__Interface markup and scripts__

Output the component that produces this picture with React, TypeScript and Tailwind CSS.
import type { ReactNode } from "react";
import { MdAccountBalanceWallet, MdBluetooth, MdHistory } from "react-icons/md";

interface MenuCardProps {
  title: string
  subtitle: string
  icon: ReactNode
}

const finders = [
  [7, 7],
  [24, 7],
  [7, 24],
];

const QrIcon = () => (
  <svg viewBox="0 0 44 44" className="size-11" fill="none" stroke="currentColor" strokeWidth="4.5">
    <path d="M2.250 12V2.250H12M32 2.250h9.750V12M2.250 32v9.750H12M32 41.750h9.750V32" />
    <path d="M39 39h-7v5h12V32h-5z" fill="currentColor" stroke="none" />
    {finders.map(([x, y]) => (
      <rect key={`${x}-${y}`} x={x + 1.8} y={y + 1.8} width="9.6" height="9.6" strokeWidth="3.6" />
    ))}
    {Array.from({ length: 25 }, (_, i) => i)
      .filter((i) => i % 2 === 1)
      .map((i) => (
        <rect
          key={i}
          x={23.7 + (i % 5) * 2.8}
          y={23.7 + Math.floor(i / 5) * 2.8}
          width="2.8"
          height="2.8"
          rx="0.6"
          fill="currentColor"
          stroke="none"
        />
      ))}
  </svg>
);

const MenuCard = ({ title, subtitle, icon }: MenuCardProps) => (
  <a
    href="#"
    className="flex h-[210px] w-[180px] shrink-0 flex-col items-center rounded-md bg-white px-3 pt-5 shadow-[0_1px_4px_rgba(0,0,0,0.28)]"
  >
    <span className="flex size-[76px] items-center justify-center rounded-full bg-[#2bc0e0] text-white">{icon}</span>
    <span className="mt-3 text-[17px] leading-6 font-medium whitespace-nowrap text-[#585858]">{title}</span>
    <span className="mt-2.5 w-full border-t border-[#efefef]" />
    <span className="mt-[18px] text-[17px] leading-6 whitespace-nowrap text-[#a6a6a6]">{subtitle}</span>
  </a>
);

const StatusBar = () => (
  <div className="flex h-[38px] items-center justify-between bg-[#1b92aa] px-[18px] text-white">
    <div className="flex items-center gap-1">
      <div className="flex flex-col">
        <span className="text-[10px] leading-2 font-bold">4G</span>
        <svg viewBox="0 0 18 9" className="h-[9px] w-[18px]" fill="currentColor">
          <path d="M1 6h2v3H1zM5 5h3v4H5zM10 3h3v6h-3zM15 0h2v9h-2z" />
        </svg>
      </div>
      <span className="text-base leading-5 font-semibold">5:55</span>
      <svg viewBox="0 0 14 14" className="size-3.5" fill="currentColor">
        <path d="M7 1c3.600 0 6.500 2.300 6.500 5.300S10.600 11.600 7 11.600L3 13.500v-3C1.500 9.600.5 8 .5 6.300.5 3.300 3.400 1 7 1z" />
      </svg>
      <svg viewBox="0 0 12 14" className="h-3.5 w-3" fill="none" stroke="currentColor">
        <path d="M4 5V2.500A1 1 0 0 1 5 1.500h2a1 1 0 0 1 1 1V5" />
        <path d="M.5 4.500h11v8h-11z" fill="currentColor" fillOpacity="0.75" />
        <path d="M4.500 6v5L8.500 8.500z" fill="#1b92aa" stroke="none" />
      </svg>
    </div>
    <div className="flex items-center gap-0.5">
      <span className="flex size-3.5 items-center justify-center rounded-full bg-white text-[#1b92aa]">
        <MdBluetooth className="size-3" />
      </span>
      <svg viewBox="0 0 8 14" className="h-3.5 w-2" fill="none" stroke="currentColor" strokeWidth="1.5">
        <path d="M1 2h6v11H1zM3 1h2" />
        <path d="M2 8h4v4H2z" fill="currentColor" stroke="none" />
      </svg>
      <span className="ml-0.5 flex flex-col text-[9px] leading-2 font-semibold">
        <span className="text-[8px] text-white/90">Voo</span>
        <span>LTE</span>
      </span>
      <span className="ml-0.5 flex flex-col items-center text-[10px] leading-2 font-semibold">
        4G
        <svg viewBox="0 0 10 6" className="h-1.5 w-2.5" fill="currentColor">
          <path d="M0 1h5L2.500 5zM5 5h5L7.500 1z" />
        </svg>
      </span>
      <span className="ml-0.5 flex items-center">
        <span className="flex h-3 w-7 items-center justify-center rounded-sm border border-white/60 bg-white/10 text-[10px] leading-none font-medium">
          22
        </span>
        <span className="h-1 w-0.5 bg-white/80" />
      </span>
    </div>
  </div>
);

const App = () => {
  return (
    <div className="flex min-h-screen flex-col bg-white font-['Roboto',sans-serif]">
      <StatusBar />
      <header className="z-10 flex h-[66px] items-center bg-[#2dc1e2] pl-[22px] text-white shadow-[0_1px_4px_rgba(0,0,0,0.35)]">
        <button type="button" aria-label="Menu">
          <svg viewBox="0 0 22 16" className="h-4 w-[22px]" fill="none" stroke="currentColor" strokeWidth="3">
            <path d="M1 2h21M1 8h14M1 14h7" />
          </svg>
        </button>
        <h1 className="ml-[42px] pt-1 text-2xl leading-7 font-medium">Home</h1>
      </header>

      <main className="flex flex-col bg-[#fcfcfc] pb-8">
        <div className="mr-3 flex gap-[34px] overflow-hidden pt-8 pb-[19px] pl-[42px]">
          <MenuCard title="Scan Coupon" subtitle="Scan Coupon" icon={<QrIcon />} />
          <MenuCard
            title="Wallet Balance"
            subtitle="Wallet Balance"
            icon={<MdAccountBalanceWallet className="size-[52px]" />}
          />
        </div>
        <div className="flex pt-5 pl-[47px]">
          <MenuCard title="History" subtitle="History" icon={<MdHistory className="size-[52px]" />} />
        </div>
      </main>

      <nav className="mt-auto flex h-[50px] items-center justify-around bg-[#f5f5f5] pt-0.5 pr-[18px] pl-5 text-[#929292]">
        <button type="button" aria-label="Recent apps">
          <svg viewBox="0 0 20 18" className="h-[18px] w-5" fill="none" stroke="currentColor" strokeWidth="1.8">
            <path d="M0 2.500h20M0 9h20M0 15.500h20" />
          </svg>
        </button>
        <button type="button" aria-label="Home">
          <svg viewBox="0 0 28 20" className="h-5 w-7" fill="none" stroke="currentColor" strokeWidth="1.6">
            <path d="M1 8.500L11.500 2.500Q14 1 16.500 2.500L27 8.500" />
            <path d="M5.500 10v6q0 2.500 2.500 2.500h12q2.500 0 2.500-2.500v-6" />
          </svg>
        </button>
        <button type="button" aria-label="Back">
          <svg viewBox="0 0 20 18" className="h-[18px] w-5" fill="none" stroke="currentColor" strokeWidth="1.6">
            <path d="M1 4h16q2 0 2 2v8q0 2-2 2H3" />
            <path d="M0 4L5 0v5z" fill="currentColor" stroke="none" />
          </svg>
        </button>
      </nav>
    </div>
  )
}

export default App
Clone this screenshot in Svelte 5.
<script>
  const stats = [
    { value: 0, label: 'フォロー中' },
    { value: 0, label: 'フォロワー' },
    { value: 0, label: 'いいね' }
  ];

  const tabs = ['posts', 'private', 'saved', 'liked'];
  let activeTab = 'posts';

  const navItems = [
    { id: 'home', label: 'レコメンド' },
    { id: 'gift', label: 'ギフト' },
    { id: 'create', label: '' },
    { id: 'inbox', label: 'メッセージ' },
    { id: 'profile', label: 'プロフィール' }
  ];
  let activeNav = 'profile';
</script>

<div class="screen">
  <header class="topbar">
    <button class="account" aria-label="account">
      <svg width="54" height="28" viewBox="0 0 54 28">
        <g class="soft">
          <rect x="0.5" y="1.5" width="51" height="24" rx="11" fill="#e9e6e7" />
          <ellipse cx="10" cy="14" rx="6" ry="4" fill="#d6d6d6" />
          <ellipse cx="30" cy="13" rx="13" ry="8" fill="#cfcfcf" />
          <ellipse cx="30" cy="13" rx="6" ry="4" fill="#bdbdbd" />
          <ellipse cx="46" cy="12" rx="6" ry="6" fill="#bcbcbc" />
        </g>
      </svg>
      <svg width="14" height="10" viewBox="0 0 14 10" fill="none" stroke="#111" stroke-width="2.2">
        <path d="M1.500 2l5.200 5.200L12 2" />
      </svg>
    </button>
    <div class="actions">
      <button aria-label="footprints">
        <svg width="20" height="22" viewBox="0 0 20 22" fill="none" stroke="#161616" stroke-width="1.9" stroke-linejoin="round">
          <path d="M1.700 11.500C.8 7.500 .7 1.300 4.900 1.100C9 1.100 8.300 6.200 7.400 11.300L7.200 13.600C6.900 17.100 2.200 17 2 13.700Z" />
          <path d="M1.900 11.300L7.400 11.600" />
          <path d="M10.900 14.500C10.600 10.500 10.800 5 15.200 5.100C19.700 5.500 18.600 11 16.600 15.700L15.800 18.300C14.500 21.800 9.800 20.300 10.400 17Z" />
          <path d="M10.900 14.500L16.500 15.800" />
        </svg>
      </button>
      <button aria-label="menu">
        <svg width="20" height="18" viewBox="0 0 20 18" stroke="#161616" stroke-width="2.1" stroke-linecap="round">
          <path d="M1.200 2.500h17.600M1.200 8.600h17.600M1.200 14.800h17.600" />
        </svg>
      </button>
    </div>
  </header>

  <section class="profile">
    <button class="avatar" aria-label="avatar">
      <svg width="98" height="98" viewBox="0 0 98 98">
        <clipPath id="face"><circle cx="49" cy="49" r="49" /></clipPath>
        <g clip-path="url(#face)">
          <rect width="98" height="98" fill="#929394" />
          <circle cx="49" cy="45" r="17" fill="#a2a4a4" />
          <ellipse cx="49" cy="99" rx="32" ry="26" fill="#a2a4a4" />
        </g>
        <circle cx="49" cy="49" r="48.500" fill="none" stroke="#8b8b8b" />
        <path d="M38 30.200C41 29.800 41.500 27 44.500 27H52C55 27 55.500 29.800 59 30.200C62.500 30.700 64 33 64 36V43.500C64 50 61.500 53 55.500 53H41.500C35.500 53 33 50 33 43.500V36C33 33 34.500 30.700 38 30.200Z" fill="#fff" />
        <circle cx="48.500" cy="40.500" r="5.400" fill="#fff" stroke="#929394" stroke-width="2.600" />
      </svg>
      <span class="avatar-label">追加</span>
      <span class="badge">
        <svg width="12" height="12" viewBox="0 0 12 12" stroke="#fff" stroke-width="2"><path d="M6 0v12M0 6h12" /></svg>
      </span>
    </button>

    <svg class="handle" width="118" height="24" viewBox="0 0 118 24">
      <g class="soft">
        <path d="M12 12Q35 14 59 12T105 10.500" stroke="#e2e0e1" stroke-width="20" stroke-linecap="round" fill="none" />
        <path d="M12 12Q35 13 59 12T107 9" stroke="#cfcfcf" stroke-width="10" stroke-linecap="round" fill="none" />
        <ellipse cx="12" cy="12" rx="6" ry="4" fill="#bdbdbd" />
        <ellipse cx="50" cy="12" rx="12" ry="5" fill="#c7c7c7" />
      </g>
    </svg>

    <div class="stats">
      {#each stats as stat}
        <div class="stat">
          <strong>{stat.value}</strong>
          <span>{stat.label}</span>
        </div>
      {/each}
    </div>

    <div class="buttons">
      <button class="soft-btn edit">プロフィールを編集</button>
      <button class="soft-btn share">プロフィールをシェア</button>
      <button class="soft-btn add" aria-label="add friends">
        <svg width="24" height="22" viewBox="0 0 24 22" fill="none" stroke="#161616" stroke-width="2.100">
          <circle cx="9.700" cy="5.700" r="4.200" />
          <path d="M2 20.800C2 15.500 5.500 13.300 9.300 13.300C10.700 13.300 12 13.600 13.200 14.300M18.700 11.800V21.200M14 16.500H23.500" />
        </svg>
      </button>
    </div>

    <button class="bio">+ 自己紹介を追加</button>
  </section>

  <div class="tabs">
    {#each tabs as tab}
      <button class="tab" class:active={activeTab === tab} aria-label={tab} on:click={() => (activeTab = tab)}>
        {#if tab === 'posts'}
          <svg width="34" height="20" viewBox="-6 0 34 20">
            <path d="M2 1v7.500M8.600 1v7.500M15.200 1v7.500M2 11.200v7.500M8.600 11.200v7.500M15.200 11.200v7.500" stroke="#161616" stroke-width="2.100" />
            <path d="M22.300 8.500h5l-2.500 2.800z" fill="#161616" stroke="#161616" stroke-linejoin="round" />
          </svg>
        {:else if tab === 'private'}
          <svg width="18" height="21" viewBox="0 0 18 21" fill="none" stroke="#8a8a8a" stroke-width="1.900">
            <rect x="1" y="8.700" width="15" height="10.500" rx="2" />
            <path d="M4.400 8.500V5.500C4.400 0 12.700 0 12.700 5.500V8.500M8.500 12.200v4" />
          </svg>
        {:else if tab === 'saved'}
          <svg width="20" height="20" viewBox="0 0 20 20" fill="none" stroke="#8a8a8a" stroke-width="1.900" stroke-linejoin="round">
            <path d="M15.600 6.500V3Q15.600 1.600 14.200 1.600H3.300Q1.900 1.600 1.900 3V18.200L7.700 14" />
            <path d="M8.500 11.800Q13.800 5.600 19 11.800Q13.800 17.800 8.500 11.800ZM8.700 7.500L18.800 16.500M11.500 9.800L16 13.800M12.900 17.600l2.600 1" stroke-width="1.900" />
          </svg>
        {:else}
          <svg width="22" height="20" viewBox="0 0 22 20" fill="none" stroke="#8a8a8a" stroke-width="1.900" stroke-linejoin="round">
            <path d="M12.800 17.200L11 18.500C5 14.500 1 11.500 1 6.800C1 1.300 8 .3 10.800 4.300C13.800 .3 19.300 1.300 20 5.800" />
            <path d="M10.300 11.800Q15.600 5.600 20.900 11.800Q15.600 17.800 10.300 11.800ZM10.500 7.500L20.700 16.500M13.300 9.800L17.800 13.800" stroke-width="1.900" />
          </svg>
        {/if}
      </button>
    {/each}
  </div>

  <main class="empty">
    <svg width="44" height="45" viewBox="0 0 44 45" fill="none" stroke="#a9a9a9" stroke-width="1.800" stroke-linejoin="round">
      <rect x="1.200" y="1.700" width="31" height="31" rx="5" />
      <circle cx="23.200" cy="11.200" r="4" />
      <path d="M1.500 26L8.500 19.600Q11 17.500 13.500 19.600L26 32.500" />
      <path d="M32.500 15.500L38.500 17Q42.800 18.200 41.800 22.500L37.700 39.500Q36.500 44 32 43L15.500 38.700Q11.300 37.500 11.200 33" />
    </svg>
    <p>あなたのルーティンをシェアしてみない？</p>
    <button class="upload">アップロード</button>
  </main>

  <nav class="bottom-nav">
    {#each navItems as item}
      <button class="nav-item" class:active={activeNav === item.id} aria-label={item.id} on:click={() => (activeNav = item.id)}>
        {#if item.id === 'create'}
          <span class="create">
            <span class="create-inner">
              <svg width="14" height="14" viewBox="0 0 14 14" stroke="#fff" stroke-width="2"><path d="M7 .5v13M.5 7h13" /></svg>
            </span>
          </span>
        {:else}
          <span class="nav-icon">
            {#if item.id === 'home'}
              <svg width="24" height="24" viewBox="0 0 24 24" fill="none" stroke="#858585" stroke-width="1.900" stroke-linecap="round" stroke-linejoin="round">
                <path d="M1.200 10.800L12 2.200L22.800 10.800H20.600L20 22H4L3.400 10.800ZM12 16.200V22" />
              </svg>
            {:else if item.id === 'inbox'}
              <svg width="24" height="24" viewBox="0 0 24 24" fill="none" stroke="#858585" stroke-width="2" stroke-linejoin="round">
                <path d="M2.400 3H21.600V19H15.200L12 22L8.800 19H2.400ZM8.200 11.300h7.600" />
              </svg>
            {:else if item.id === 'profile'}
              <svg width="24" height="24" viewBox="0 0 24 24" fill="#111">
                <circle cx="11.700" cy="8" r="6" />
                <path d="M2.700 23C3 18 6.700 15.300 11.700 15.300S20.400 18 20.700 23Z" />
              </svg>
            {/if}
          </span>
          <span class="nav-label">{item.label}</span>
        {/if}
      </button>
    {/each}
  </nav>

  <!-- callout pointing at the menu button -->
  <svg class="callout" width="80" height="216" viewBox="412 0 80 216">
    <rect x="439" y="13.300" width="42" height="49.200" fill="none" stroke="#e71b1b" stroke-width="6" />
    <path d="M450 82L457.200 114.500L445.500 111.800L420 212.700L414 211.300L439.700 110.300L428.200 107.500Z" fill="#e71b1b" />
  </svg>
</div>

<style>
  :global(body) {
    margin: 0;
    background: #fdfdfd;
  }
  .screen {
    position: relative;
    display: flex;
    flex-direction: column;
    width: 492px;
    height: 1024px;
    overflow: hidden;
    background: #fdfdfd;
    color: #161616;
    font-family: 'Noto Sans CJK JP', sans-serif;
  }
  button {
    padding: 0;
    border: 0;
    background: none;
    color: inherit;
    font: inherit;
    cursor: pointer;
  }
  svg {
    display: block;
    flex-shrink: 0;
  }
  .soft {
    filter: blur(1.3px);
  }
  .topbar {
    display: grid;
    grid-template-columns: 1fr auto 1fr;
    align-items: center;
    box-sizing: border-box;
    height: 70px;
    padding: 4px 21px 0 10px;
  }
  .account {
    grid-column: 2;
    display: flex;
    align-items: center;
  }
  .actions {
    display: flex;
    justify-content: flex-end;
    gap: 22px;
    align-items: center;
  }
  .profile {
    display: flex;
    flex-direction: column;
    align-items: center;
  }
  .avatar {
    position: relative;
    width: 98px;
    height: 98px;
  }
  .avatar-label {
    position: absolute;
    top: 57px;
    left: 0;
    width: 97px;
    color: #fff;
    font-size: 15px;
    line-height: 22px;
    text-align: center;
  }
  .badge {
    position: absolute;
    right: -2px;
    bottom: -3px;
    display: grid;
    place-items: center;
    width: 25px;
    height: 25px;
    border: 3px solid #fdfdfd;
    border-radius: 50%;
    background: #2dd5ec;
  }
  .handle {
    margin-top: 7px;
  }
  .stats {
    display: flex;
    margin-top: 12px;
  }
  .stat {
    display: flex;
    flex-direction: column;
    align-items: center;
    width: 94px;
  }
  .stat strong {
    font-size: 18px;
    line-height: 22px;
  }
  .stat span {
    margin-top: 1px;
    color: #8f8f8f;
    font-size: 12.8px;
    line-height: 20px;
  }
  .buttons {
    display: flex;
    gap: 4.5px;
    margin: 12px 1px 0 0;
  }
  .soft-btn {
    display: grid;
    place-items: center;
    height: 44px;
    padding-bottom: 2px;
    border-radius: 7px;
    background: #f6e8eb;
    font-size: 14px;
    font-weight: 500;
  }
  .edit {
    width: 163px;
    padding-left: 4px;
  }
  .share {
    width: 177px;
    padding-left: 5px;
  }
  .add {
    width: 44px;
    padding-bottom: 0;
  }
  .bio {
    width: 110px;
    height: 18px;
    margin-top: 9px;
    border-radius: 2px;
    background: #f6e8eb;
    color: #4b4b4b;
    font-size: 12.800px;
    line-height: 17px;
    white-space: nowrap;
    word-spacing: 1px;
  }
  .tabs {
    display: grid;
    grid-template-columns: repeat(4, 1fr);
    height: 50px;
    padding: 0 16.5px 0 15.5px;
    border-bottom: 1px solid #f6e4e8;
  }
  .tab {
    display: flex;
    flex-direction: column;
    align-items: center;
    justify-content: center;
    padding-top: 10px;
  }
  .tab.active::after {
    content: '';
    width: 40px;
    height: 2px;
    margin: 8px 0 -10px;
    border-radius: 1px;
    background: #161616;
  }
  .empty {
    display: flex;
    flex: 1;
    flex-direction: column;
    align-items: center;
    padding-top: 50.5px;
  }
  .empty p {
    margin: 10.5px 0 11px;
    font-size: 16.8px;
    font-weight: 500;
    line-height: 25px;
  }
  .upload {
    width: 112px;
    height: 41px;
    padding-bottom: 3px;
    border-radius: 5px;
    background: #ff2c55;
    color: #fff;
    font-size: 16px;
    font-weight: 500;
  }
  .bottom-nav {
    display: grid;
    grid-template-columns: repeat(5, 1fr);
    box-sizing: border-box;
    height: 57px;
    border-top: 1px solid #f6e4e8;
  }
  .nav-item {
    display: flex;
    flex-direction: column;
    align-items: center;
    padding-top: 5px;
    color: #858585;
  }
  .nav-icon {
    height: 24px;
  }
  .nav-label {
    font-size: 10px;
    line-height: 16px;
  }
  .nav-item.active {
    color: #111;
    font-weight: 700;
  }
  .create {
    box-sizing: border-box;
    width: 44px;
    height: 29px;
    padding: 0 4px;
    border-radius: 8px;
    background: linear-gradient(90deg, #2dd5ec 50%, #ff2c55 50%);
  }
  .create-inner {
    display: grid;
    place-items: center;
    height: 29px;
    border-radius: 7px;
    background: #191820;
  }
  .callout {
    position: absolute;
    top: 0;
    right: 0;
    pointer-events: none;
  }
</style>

__TASK TO CARRY OUT__
List all lines in the material containing the string "this".

__EXERCISE RESPONSE__
Output the component that produces this picture with React, TypeScript and Tailwind CSS.
Clone this screenshot in Svelte 5.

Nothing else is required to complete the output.